===== Given data
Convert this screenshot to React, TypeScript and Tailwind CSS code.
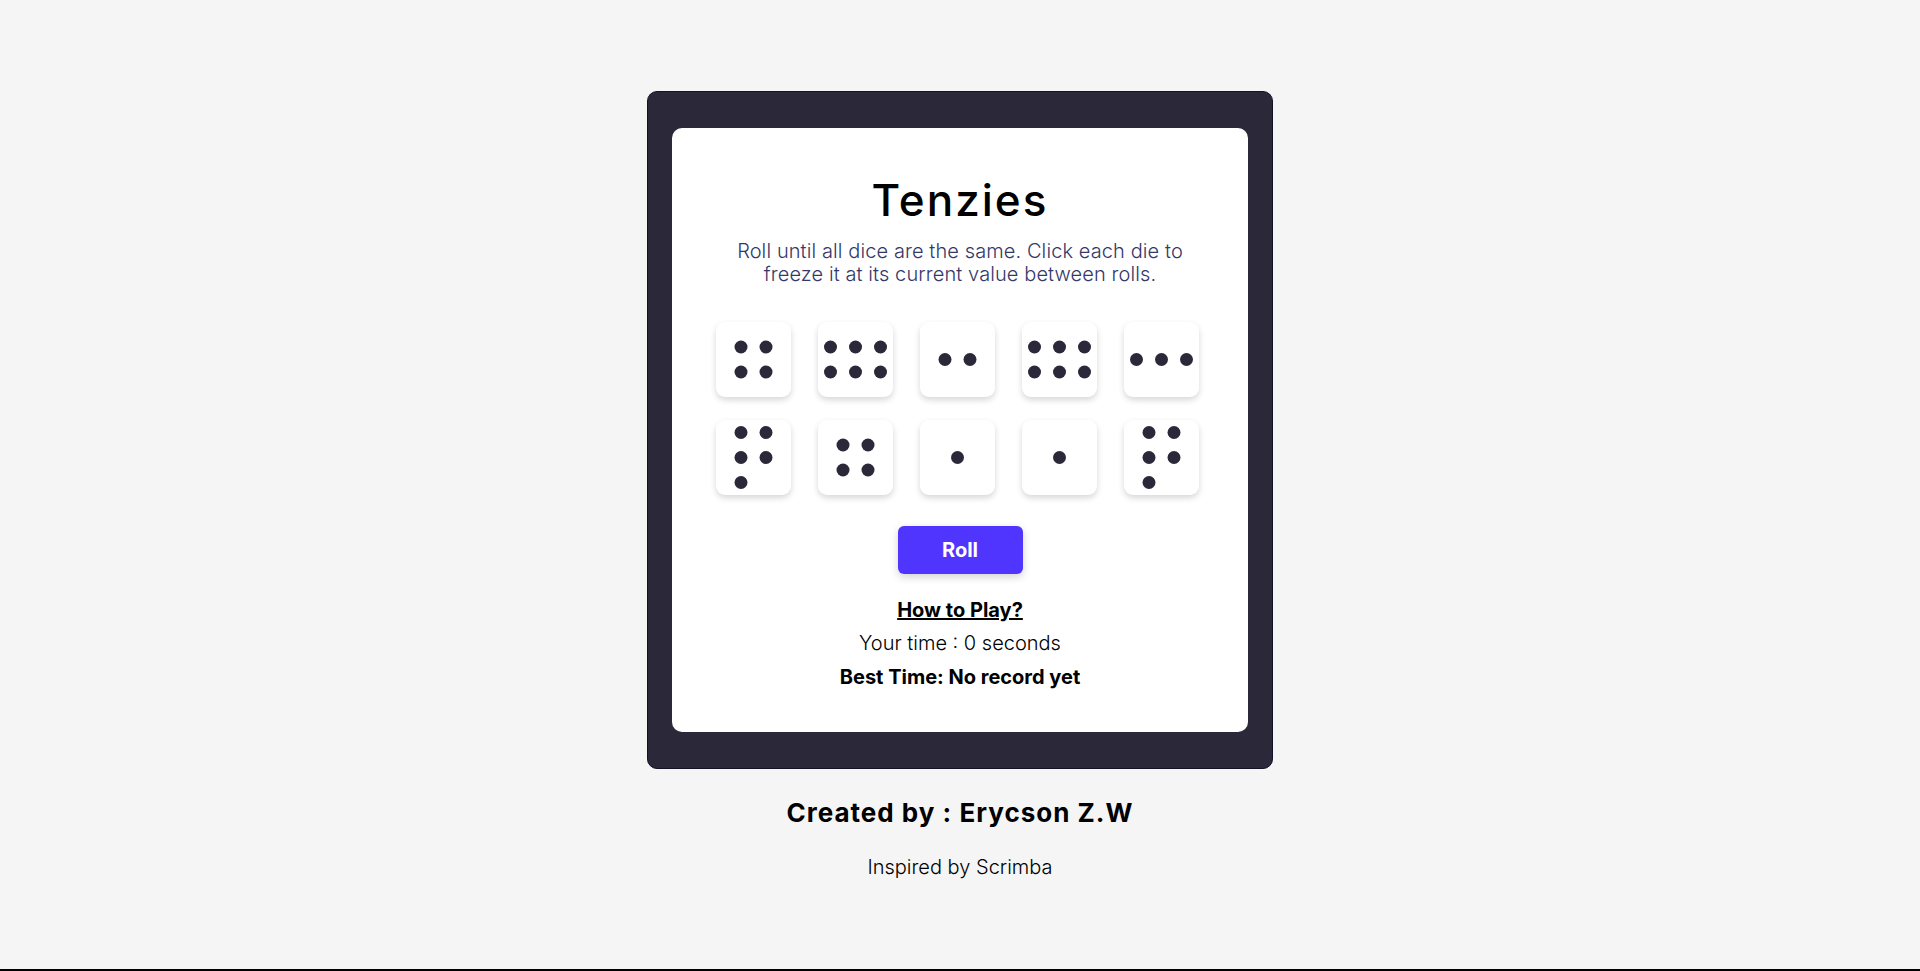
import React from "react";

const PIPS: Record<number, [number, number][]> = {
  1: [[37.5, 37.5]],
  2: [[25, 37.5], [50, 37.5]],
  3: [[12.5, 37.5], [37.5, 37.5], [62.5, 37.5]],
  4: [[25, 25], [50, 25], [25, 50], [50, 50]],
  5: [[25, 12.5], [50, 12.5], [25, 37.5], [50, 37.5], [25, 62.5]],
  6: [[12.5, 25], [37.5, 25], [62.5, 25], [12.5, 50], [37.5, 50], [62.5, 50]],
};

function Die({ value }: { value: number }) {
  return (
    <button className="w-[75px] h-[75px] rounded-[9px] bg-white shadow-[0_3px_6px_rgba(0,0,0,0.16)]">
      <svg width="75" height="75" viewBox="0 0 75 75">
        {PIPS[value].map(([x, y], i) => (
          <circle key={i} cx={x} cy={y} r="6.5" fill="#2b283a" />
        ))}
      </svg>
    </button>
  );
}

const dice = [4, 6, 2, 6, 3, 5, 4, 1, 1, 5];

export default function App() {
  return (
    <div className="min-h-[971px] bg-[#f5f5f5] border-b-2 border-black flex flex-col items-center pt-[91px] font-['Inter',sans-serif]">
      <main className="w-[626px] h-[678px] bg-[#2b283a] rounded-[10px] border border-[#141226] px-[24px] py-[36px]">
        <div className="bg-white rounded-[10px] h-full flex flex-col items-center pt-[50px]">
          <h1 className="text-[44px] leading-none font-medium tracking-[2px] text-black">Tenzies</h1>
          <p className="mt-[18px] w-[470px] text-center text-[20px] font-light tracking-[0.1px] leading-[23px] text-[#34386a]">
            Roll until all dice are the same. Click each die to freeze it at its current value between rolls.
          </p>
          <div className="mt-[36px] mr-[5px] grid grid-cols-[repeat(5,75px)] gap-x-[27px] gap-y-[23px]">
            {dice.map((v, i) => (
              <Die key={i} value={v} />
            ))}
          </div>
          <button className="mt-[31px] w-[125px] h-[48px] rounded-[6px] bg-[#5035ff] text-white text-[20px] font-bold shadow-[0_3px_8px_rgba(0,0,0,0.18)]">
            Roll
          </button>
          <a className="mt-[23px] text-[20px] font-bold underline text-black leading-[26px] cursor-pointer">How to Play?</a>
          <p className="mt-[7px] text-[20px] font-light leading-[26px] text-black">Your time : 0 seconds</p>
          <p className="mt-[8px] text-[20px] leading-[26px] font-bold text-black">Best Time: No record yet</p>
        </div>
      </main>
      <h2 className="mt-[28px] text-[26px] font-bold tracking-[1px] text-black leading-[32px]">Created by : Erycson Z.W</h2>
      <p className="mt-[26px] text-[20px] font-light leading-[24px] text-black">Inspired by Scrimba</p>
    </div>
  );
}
==========
▸ Exercise task: Quote the data above in full, leaving out the pictures it holds.

▸ Solution:
Convert this screenshot to React, TypeScript and Tailwind CSS code.
import React from "react";

const PIPS: Record<number, [number, number][]> = {
  1: [[37.5, 37.5]],
  2: [[25, 37.5], [50, 37.5]],
  3: [[12.5, 37.5], [37.5, 37.5], [62.5, 37.5]],
  4: [[25, 25], [50, 25], [25, 50], [50, 50]],
  5: [[25, 12.5], [50, 12.5], [25, 37.5], [50, 37.5], [25, 62.5]],
  6: [[12.5, 25], [37.5, 25], [62.5, 25], [12.5, 50], [37.5, 50], [62.5, 50]],
};

function Die({ value }: { value: number }) {
  return (
    <button className="w-[75px] h-[75px] rounded-[9px] bg-white shadow-[0_3px_6px_rgba(0,0,0,0.16)]">
      <svg width="75" height="75" viewBox="0 0 75 75">
        {PIPS[value].map(([x, y], i) => (
          <circle key={i} cx={x} cy={y} r="6.5" fill="#2b283a" />
        ))}
      </svg>
    </button>
  );
}

const dice = [4, 6, 2, 6, 3, 5, 4, 1, 1, 5];

export default function App() {
  return (
    <div className="min-h-[971px] bg-[#f5f5f5] border-b-2 border-black flex flex-col items-center pt-[91px] font-['Inter',sans-serif]">
      <main className="w-[626px] h-[678px] bg-[#2b283a] rounded-[10px] border border-[#141226] px-[24px] py-[36px]">
        <div className="bg-white rounded-[10px] h-full flex flex-col items-center pt-[50px]">
          <h1 className="text-[44px] leading-none font-medium tracking-[2px] text-black">Tenzies</h1>
          <p className="mt-[18px] w-[470px] text-center text-[20px] font-light tracking-[0.1px] leading-[23px] text-[#34386a]">
            Roll until all dice are the same. Click each die to freeze it at its current value between rolls.
          </p>
          <div className="mt-[36px] mr-[5px] grid grid-cols-[repeat(5,75px)] gap-x-[27px] gap-y-[23px]">
            {dice.map((v, i) => (
              <Die key={i} value={v} />
            ))}
          </div>
          <button className="mt-[31px] w-[125px] h-[48px] rounded-[6px] bg-[#5035ff] text-white text-[20px] font-bold shadow-[0_3px_8px_rgba(0,0,0,0.18)]">
            Roll
          </button>
          <a className="mt-[23px] text-[20px] font-bold underline text-black leading-[26px] cursor-pointer">How to Play?</a>
          <p className="mt-[7px] text-[20px] font-light leading-[26px] text-black">Your time : 0 seconds</p>
          <p className="mt-[8px] text-[20px] leading-[26px] font-bold text-black">Best Time: No record yet</p>
        </div>
      </main>
      <h2 className="mt-[28px] text-[26px] font-bold tracking-[1px] text-black leading-[32px]">Created by : Erycson Z.W</h2>
      <p className="mt-[26px] text-[20px] font-light leading-[24px] text-black">Inspired by Scrimba</p>
    </div>
  );
}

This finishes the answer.